Front-end source files
►
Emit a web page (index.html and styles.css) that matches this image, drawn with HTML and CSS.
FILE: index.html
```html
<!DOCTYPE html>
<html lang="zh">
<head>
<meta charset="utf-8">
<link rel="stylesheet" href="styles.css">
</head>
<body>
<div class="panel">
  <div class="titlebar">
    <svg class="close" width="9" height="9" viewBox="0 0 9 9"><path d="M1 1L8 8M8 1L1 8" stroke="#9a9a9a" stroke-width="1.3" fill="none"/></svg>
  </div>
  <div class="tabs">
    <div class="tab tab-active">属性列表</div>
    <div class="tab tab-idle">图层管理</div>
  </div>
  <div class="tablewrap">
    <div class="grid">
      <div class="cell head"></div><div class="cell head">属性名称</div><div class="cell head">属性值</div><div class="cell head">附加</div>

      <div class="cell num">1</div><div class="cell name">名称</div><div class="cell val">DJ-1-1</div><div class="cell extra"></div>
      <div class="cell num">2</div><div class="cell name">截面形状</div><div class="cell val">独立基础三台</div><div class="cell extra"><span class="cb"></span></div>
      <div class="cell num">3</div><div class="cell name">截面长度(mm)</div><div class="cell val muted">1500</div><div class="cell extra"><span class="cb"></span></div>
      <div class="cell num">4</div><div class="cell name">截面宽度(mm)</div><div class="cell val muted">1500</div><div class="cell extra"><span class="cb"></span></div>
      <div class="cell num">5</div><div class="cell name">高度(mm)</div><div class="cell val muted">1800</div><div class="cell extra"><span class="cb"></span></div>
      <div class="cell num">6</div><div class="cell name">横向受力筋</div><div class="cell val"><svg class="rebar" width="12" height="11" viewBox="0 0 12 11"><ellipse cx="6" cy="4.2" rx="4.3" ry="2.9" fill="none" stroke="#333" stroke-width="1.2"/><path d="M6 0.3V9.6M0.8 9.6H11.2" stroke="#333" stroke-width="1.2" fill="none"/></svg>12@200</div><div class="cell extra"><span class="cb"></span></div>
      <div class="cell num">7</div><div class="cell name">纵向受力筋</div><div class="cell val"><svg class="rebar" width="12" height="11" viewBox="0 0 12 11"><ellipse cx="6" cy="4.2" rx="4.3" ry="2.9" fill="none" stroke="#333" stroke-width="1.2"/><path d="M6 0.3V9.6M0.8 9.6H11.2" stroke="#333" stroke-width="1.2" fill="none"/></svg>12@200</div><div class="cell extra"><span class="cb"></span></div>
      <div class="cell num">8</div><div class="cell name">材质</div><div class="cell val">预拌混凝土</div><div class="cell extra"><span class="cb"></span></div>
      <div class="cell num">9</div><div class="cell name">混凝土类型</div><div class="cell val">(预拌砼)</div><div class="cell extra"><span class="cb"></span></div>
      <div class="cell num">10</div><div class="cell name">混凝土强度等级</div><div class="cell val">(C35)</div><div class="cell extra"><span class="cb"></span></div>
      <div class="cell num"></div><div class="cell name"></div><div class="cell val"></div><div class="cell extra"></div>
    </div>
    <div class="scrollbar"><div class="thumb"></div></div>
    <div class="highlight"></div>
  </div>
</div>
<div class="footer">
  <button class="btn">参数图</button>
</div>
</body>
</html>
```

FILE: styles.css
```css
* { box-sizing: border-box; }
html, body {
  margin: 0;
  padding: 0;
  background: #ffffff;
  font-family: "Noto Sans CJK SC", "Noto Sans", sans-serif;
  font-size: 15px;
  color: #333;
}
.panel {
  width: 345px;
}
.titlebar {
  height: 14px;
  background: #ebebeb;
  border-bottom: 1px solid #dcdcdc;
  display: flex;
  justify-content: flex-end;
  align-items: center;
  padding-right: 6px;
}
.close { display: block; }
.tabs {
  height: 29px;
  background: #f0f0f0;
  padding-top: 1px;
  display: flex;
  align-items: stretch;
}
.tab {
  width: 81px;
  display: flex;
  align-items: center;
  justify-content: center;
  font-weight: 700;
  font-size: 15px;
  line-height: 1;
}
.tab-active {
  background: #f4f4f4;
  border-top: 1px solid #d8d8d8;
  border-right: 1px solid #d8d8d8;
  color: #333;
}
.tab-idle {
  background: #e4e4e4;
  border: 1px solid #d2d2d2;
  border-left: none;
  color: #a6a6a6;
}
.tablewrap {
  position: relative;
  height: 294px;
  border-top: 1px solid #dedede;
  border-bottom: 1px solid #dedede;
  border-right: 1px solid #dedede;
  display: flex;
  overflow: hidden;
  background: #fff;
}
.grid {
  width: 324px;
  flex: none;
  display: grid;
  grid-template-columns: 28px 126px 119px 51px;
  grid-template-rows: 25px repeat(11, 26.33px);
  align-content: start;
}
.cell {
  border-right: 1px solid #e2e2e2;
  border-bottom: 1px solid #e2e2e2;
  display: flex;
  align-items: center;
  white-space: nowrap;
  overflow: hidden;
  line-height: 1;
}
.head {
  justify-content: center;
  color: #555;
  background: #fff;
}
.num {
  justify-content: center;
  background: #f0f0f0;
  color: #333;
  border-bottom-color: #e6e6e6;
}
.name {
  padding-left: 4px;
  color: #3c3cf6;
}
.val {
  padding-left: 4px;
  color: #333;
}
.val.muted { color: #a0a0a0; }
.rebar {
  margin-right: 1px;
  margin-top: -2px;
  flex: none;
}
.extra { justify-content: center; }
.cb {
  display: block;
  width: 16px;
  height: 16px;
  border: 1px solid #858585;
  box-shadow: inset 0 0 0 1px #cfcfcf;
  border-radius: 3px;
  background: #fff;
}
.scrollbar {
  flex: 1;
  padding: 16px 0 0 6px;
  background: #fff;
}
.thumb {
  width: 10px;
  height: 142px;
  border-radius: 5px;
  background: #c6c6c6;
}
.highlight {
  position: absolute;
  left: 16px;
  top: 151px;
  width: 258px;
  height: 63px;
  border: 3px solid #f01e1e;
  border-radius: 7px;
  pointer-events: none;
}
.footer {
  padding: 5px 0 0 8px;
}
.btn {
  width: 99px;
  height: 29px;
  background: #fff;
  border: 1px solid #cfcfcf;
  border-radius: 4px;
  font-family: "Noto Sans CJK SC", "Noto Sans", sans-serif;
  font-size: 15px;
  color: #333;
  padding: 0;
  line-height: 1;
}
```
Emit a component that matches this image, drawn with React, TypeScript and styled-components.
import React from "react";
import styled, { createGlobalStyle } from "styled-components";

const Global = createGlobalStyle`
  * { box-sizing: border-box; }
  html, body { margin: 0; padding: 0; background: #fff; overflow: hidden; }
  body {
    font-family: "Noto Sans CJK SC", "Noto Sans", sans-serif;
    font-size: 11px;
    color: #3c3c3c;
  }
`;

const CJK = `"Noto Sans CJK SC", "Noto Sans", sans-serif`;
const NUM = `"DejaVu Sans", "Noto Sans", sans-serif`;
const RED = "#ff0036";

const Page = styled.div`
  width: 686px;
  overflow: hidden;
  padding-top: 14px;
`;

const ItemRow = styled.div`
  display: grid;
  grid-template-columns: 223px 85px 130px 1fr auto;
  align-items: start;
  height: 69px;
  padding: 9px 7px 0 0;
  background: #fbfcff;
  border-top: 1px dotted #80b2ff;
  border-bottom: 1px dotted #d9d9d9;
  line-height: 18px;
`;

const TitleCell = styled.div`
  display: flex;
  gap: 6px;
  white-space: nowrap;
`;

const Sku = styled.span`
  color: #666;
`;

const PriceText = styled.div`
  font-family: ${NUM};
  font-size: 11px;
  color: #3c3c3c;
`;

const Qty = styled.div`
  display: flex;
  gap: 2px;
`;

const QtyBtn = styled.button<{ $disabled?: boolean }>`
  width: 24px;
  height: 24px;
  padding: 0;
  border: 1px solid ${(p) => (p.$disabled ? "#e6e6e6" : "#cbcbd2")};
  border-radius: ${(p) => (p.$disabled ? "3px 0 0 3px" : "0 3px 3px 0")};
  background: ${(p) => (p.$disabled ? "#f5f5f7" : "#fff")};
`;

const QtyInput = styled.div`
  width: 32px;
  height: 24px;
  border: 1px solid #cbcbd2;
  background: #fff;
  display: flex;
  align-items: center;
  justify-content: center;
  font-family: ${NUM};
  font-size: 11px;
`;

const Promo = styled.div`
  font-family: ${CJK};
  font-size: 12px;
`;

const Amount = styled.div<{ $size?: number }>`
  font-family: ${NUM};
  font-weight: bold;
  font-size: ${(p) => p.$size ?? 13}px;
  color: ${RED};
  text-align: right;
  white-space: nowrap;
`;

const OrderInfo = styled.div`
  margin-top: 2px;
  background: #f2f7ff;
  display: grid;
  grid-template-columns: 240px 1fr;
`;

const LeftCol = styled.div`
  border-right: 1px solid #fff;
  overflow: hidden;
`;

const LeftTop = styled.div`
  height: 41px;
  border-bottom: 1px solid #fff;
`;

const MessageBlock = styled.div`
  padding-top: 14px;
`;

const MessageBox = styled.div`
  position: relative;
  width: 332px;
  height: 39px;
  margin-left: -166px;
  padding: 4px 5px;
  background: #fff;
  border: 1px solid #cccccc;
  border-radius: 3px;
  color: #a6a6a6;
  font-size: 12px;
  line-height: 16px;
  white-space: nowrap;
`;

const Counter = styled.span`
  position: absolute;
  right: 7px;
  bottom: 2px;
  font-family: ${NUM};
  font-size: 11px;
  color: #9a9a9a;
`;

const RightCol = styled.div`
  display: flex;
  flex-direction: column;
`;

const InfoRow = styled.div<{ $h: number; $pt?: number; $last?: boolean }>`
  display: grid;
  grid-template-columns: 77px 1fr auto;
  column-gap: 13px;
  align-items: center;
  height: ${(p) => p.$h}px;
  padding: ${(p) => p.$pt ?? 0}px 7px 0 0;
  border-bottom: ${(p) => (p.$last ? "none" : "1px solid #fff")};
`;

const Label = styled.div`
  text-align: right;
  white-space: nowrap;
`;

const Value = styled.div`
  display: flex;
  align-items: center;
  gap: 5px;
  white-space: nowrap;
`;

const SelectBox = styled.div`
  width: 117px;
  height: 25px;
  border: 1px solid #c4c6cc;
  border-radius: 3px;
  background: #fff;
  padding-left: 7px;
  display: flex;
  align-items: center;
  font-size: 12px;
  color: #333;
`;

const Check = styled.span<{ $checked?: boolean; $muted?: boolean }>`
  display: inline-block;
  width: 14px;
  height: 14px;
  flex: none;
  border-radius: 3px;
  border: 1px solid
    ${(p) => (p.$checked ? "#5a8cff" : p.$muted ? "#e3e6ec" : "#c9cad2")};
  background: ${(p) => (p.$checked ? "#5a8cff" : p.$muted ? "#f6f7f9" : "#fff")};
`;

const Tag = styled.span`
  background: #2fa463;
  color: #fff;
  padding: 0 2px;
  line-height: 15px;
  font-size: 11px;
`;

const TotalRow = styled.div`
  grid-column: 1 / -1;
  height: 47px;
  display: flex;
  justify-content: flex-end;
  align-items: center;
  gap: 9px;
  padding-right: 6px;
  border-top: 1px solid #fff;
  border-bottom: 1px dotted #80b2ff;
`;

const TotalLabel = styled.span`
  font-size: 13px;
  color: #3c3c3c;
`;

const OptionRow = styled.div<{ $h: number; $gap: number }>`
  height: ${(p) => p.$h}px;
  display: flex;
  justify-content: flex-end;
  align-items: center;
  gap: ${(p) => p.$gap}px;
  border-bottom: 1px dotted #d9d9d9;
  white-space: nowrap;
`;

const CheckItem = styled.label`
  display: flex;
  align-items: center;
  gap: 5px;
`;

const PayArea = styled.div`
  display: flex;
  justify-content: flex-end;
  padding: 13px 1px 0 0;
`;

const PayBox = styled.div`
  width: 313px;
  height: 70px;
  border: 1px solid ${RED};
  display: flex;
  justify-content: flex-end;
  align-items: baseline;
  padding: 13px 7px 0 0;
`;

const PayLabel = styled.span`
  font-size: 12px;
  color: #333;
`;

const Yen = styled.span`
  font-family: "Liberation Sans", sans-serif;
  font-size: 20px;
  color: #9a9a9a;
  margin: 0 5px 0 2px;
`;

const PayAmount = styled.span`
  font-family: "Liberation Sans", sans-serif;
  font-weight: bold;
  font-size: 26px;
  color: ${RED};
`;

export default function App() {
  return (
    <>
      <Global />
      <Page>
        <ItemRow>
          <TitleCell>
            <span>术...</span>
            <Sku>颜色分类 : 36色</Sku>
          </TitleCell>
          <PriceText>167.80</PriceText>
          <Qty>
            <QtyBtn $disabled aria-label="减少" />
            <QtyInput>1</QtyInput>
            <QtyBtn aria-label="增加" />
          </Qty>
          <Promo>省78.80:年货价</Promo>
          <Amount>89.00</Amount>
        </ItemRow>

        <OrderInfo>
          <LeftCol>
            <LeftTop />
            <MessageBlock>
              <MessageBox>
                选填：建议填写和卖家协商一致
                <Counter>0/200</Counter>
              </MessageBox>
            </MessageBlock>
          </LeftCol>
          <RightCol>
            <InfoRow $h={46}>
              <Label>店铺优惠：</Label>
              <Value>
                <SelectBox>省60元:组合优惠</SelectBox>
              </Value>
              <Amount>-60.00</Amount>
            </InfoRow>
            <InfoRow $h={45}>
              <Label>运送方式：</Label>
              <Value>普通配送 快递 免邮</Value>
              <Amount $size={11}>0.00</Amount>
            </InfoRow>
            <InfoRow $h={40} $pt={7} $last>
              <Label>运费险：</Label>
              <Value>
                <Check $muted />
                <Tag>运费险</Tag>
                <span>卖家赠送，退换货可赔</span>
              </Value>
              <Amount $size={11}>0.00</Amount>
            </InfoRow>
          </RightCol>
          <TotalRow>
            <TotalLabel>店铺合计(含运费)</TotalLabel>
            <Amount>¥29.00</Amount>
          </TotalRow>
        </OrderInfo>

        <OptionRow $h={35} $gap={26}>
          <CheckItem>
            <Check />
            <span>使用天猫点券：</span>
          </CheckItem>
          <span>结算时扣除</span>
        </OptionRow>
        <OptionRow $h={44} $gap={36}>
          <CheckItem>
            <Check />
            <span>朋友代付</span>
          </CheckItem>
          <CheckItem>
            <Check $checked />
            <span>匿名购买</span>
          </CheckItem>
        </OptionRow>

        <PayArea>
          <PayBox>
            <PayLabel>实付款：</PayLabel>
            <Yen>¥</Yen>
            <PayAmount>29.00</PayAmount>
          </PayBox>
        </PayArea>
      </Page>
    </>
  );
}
◄
Problem :: Identify how many lines in the entries above include the string "image", then state that number alone.

Output below :: 2